We discovered that the 2.2.9 and 2.2.10 kernels provided in
Debian packages didn't support our machine very well.  Most
important, the video driver for the Platinum video in our machine
was badly broken, and did not work well enough to start X.  We
initially solved the problem by copying Xpmac from the LinuxPPC
distribution and booting using the No Video Driver option in
BootX. Eventually, we found down a patched version of the 2.2.10
kernel source from the vger CVS archive that included fixes for
the Platinum video driver (among other things). Once we had a
working kernel video driver, we could run XF68_FBDev, although
figuring out a proper XF86Config was `interesting', since there
wasn't much useful documentation -- the XF86 documentation
doesn't really apply to XF68_FBDev.

In the end, we used a ``Modes "default"'' line in the Display
subsection of the Screen section of XF86Config. This wasn't
ideal, because it made the X server start in whatever mode the
frame buffer was in when the server was started, and, even with
the updated Platinum device driver, Linux boots with the frame
buffer fairly poorly configured (weird color scheme with random
colors for text (red in the first virtual terminal and other
colors in other virtual terminals), and with X starting in some
kind of interlaced mode). We ended up putting a call to `fbset
--all 1024x768-75' in an /etc/rc.boot script (as well as another
script that calls `clock -s' to set the clock, as the hwclock.sh
command fails on Power Macintosh machines).

So we finally got X up and running, and from there most things
have worked.  As we've worked with the machine and found pieces
missing, we've installed them from the CD-ROMs.

Rough Edges

There are still a number of problems, including various nasty
errors with Emacs and XEmacs (there are errors such as
``Arithmetic range error: "truncate", 238608659.55555555'' that
show up at various times when opening files, attempting to run
the customization routines, etc., as well as dumping core when
run in a terminal), various GTK applications (ranging from one or
two error messages to hundreds), Window Maker (touching the clip
is a sure way of crashing the window server), sound, and so on.
Perl is still hit and miss, as well -- some modules and libraries
are present, some aren't (and, as a result, lots of applications
that depend on Perl fail in various ways).

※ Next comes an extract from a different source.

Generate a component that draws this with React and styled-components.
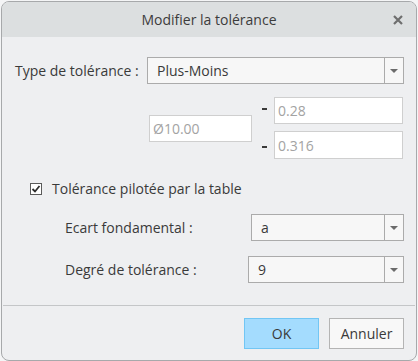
import styled, { createGlobalStyle } from 'styled-components'

const GlobalStyle = createGlobalStyle`
    html, body {
        margin: 0;
        padding: 0;
        background: #f4f5f6;
    }
    body {
        font-family: 'Open Sans', 'Noto Sans', sans-serif;
        color: #3a3a3a;
    }
`;

const Dialog = styled.div`
    width: 414px;
    height: 358px;
    margin: 1px 0 0 1px;
    border: 1px solid #a7a9ab;
    border-radius: 8px;
    background: #eeeff1;
    overflow: hidden;
    display: flex;
    flex-direction: column;
`;

const TitleBar = styled.div`
    height: 35px;
    flex: none;
    background: #dcdfe0;
    display: flex;
    align-items: center;
    justify-content: center;
    position: relative;
    font-size: 14px;
    color: #3c3c3c;
`;

const CloseButton = styled.div`
    position: absolute;
    right: 13px;
    top: 13px;
    width: 10px;
    height: 10px;
    display: flex;
`;

const Body = styled.div`
    flex: 1;
    display: flex;
    flex-direction: column;
    padding: 20px 12px 0 13px;
`;

const Row = styled.div`
    display: flex;
    align-items: center;
    padding-left: ${p => p.indent || 0}px;
    margin-top: ${p => p.top || 0}px;
`;

const Label = styled.div`
    font-size: 14px;
    flex: none;
    white-space: nowrap;
`;

const SelectBox = styled.div`
    width: ${p => p.width}px;
    height: 27px;
    box-sizing: border-box;
    border: 1px solid #ababab;
    background: #f7f7f7;
    display: flex;
    align-items: stretch;
    margin-left: auto;
`;

const SelectValue = styled.div`
    flex: 1;
    display: flex;
    align-items: center;
    padding-left: 9px;
    font-size: 14px;
`;

const SelectArrow = styled.div`
    width: 18px;
    border-left: 1px solid #ababab;
    display: flex;
    align-items: center;
    justify-content: center;

    &::after {
        content: '';
        border-left: 4px solid transparent;
        border-right: 4px solid transparent;
        border-top: 4px solid #6b6b6b;
    }
`;

const Values = styled.div`
    display: flex;
    align-items: center;
    margin: 13px 0 0 134px;
`;

const Field = styled.div`
    width: ${p => p.width}px;
    height: ${p => p.height || 27}px;
    box-sizing: border-box;
    border: 1px solid #cfcfcf;
    background: #ffffff;
    color: #a3a3a3;
    font-size: 14px;
    display: flex;
    align-items: center;
    padding-left: 3px;
`;

const Limits = styled.div`
    display: flex;
    flex-direction: column;
    gap: 7px;
    margin-left: 10px;
`;

const Limit = styled.div`
    display: flex;
    align-items: center;
    gap: 7px;
`;

const Dash = styled.div`
    width: 5px;
    height: 2px;
    background: #3a3a3a;
    margin-top: ${p => p.shift || 0}px;
`;

const CheckRow = styled.label`
    display: flex;
    align-items: center;
    gap: 10px;
    margin: 20px 0 0 15px;
    font-size: 14px;
`;

const CheckBox = styled.span`
    width: 12px;
    height: 12px;
    box-sizing: border-box;
    border: 1px solid #5a5a5a;
    background: #fff;
    display: flex;
    align-items: center;
    justify-content: center;
`;

const Footer = styled.div`
    border-top: 1px solid #c4c6c8;
    margin: 0 1px;
    height: 55px;
    flex: none;
    display: flex;
    justify-content: flex-end;
    align-items: flex-start;
    gap: 10px;
    padding: 12px 11px 0 0;
    box-sizing: border-box;
`;

const Button = styled.button`
    width: 75px;
    height: 31px;
    box-sizing: border-box;
    font-family: inherit;
    font-size: 14px;
    color: #3a3a3a;
    border: 1px solid ${p => p.primary ? '#72c6f4' : '#b4b4b4'};
    background: ${p => p.primary ? '#a4dcfe' : '#f8f8f8'};
    padding: 0;
`;

const App = () => {
    return (
        <>
            <GlobalStyle />
            <Dialog>
                <TitleBar>
                    Modifier la tolérance
                    <CloseButton>
                        <svg width="10" height="10" viewBox="0 0 10 10">
                            <path d="M1 1 L9 9 M9 1 L1 9" stroke="#6e6e6e" strokeWidth="2.2" />
                        </svg>
                    </CloseButton>
                </TitleBar>
                <Body>
                    <Row>
                        <Label>Type de tolérance :</Label>
                        <SelectBox width={257}>
                            <SelectValue>Plus-Moins</SelectValue>
                            <SelectArrow />
                        </SelectBox>
                    </Row>
                    <Values>
                        <Field width={103}>Ø10.00</Field>
                        <Limits>
                            <Limit>
                                <Dash shift={-3} />
                                <Field width={129}>0.28</Field>
                            </Limit>
                            <Limit>
                                <Dash shift={4} />
                                <Field width={129} height={28}>0.316</Field>
                            </Limit>
                        </Limits>
                    </Values>
                    <CheckRow>
                        <CheckBox>
                            <svg width="10" height="10" viewBox="0 0 10 10">
                                <path d="M1.5 5 L4 7.5 L8.5 2" stroke="#2e2e2e" strokeWidth="1.8" fill="none" />
                            </svg>
                        </CheckBox>
                        Tolérance pilotée par la table
                    </CheckRow>
                    <Row indent={50} top={16}>
                        <Label>Ecart fondamental :</Label>
                        <SelectBox width={153}>
                            <SelectValue>a</SelectValue>
                            <SelectArrow />
                        </SelectBox>
                    </Row>
                    <Row indent={50} top={15}>
                        <Label>Degré de tolérance :</Label>
                        <SelectBox width={156}>
                            <SelectValue>9</SelectValue>
                            <SelectArrow />
                        </SelectBox>
                    </Row>
                </Body>
                <Footer>
                    <Button primary>OK</Button>
                    <Button>Annuler</Button>
                </Footer>
            </Dialog>
        </>
    );
}

export default App;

We are also unable to use the apt-get command -- with or without
socksify, it attempts to connect to http://http.us.debian.org and

It's also clear that some packages get compiled for the PowerPC
without ever being tested.  For example, cdrecord just doesn't
work at all on a stock Debian/PowerPC system because it uses
shared memory for its buffer and the stock 2.2.10 (and earlier)
kernels include a very small limit on the amount of shared memory
in the system. The fix is a simple change to a kernel header
mentioned in the cdrecord documentation (and recently
incorporated into the latest vger kernels), but we were left with
the feeling that no one had ever actually tried to run the
program on a PowerPC machine.  Even with this kernel
modification, cdrecord still won't work because the base2_2.tgz
doesn't include devices for the Generic SCSI device driver (sg0,
sg1, etc.).  base2_2.tgz is also missing the loop device, which
is very useful when checking CD images before burning them.

Lingering Questions

We're left wondering the following:

  - What can we do to help make things better?

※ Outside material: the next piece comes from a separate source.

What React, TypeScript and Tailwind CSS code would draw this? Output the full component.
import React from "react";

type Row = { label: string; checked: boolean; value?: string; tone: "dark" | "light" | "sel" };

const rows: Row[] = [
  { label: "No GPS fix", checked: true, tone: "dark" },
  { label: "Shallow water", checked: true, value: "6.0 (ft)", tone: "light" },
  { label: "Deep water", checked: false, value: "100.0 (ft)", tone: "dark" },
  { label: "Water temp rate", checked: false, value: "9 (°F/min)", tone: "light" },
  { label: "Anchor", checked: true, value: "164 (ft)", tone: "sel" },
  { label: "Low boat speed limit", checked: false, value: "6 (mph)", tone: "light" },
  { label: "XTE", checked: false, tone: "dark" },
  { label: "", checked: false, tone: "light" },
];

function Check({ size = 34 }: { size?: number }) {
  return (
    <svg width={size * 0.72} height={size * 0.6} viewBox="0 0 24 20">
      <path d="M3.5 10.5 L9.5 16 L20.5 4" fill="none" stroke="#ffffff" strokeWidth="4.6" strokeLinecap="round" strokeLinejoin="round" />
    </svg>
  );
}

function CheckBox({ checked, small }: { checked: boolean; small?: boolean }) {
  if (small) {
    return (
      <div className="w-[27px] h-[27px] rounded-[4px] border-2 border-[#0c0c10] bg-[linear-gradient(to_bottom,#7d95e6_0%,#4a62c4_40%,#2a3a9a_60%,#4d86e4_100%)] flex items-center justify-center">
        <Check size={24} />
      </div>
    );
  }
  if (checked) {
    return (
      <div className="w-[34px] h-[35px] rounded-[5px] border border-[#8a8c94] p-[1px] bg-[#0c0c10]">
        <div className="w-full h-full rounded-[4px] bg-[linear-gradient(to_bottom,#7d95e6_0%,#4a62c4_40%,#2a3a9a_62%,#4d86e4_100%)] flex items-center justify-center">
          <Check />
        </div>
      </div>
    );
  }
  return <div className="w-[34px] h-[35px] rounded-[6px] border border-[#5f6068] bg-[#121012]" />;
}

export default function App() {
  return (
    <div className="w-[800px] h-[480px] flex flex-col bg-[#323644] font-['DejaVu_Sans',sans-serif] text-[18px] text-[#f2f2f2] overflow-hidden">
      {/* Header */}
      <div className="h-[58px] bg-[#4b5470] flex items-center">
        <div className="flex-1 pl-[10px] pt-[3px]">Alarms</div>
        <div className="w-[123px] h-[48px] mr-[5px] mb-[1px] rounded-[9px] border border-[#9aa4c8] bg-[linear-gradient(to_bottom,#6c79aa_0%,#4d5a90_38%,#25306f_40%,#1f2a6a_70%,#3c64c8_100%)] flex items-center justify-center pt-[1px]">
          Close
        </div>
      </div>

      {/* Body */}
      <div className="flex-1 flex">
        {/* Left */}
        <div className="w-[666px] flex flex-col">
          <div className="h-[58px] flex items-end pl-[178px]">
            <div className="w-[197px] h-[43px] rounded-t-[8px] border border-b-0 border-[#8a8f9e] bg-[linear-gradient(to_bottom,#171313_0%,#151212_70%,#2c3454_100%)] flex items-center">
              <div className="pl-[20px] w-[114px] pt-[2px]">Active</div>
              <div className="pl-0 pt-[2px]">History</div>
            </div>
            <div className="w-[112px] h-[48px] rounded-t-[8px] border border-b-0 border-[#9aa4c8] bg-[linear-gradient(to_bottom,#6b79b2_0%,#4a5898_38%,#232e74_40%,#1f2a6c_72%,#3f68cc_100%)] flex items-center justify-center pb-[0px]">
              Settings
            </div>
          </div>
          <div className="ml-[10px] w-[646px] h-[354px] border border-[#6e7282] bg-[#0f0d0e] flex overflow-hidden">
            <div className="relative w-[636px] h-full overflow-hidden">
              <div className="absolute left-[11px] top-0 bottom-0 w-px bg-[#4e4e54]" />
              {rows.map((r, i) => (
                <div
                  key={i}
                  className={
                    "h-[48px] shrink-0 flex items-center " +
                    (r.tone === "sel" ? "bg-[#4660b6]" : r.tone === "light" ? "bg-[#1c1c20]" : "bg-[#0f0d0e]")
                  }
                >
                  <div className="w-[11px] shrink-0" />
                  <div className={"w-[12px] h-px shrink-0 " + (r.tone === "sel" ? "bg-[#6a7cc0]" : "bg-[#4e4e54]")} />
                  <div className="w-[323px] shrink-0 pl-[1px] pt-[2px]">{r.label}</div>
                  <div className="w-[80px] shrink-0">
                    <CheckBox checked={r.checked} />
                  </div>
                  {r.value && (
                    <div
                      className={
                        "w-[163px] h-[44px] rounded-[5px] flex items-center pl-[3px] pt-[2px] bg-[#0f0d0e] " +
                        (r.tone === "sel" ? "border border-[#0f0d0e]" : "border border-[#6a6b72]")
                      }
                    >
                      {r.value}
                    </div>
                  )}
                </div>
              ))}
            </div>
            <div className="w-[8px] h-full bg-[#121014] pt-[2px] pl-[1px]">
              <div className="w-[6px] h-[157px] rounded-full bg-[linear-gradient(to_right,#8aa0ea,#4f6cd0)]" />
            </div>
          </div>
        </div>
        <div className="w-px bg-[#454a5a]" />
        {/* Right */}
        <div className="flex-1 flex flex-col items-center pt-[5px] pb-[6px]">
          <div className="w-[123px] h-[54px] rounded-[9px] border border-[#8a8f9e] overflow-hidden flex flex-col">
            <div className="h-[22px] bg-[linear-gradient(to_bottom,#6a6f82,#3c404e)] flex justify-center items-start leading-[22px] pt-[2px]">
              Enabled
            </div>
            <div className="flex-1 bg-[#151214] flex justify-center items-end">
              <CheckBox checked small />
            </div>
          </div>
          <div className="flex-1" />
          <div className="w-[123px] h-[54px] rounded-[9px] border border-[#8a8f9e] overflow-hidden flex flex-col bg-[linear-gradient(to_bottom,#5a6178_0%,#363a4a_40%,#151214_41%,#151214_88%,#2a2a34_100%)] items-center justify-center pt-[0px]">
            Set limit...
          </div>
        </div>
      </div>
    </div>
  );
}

    We're happy to put in some time, writing documentation,
    tracking down problems and submitting bug reports. But it's
    very hard to know where to begin -- is a given problem
    something wrong with the application, with the kqernel, with
    the libraries we have installed, or due to some other aspect
    of our installation?  (As a case in point, emacs dumps core
    when it quits if it isn't using X (e.g., ``emacs -nw --help''
    triggers the bug); it actually dies inside chunk_free in the
    C library; but whether the culprit is emacs, libc or a broken
    Debian installation is unclear.)

  - Where are the people who have Debian running on PowerPC
    machines, who understand what's going on, how development is
    progressing and so on, hanging out?  Are they documenting
    things?  And where is that documentation?

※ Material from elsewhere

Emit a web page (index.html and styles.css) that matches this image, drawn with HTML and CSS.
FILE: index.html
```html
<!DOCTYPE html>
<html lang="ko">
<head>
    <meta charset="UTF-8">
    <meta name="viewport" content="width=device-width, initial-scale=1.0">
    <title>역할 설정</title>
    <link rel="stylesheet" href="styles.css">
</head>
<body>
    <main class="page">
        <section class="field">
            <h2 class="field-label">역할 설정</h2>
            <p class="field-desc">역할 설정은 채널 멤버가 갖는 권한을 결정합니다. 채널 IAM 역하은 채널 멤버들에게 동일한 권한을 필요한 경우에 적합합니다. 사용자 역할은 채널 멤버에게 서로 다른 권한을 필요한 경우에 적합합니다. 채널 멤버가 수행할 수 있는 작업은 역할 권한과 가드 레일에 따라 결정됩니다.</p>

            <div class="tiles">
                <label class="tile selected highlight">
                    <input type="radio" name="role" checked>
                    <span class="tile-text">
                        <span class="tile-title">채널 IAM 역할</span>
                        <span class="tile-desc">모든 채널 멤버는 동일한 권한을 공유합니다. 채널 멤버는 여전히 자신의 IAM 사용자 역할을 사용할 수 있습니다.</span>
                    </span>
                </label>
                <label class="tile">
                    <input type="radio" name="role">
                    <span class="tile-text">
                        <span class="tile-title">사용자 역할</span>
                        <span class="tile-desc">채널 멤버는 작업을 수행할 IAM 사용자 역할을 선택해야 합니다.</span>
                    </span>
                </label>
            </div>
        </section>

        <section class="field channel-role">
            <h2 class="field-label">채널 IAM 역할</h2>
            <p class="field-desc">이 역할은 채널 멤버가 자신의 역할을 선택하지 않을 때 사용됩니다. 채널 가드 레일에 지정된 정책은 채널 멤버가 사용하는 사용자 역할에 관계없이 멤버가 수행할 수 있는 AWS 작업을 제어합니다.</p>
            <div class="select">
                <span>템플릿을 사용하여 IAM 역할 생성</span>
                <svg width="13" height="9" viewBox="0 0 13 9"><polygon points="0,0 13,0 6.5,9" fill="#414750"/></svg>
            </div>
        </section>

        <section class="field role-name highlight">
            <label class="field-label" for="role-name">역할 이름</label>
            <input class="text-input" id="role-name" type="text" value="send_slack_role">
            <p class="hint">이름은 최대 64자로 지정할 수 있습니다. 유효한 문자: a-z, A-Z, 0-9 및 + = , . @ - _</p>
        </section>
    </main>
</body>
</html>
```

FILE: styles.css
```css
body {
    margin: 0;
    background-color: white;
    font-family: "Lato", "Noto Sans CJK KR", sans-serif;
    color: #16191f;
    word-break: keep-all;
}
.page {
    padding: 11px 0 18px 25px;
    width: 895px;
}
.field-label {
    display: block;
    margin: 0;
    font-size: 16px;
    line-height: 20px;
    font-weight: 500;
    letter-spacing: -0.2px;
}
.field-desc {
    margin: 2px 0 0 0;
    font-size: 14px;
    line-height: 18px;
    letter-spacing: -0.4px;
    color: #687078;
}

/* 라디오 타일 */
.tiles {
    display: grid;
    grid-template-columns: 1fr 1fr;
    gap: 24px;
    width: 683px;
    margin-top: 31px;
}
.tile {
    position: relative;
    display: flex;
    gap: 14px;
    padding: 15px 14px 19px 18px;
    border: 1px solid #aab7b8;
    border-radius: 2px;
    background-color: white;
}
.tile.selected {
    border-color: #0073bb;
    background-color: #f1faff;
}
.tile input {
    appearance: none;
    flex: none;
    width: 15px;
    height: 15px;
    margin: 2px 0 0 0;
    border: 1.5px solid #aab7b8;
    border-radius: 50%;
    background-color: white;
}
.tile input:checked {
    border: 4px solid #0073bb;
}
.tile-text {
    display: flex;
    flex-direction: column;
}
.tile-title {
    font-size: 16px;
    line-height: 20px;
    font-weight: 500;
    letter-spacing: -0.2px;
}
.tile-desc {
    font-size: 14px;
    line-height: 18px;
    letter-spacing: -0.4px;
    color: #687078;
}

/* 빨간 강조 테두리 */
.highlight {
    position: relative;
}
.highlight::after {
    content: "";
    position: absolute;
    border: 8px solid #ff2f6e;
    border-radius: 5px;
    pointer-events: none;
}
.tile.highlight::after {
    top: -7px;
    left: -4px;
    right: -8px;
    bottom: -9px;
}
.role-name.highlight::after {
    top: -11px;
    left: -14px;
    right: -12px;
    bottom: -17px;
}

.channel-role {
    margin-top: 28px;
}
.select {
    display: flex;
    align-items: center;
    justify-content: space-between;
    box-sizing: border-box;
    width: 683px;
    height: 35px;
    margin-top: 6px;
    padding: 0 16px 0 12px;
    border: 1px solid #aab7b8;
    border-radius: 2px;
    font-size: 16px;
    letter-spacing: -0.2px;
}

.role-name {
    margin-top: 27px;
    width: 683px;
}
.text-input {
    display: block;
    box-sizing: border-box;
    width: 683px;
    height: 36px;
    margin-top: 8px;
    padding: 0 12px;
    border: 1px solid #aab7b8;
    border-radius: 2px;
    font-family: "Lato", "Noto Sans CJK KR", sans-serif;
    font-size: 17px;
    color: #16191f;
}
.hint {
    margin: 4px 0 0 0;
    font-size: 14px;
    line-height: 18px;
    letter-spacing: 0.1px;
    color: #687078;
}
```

    For example, we *know* that some people somewhere must
    actually use the vger CVS kernel source repository, yet it is
    not at all easy for the uninitiated to figure out the command
    necessary to check out the source tree.  The documentation on
    the cvs.on.openprojects.net web site would have you believe
    the command is `cvs -z3 checkout kernel', which doesn't work.
    If you guess that you could type `cvs -z3 checkout linux',
    you end up with a bleeding edge 2.3.x kernel rather than a
    stable series kernel.

    It turns out that the commands to get the latest 2.2.x kernel
    from the vger repository are:

	setenv CVSROOT
	:pserver:anonymous@cvs.on.openprojects.net:/cvs/linux cvs
	login cvs -z3 checkout -rlinux_2_2 linux

    We discovered the correct incantation by chancing on an FTP
    site with a checked-out copy of the 2.2.x branch and
    examining the Repository, Root and Tag files in the CVS

  - Is there a better way to install the system that would
    install all the necessary packages, including ones we might
    not think about?  If so, should we reinstall the system?

  - What are the correct settings necessary to use apt-get in
    order to even find out about updated packages?

  - What do we need to do to get reliable versions of basic tools
    such as Emacs?

  - Should we be submitting formal bug reports for everything
    that doesn't work?  (We don't want to nag at people if all of
    these things are known problems.)

  - Is there some secret storehouse of documentation we just
    aren't seeing?

Thanks for your time, and, hopefully, answers or suggestions.

 Behind the counter a boy with a shaven head stared vacantly into space,
 a dozen spikes of microsoft protruding from the socket behind his ear.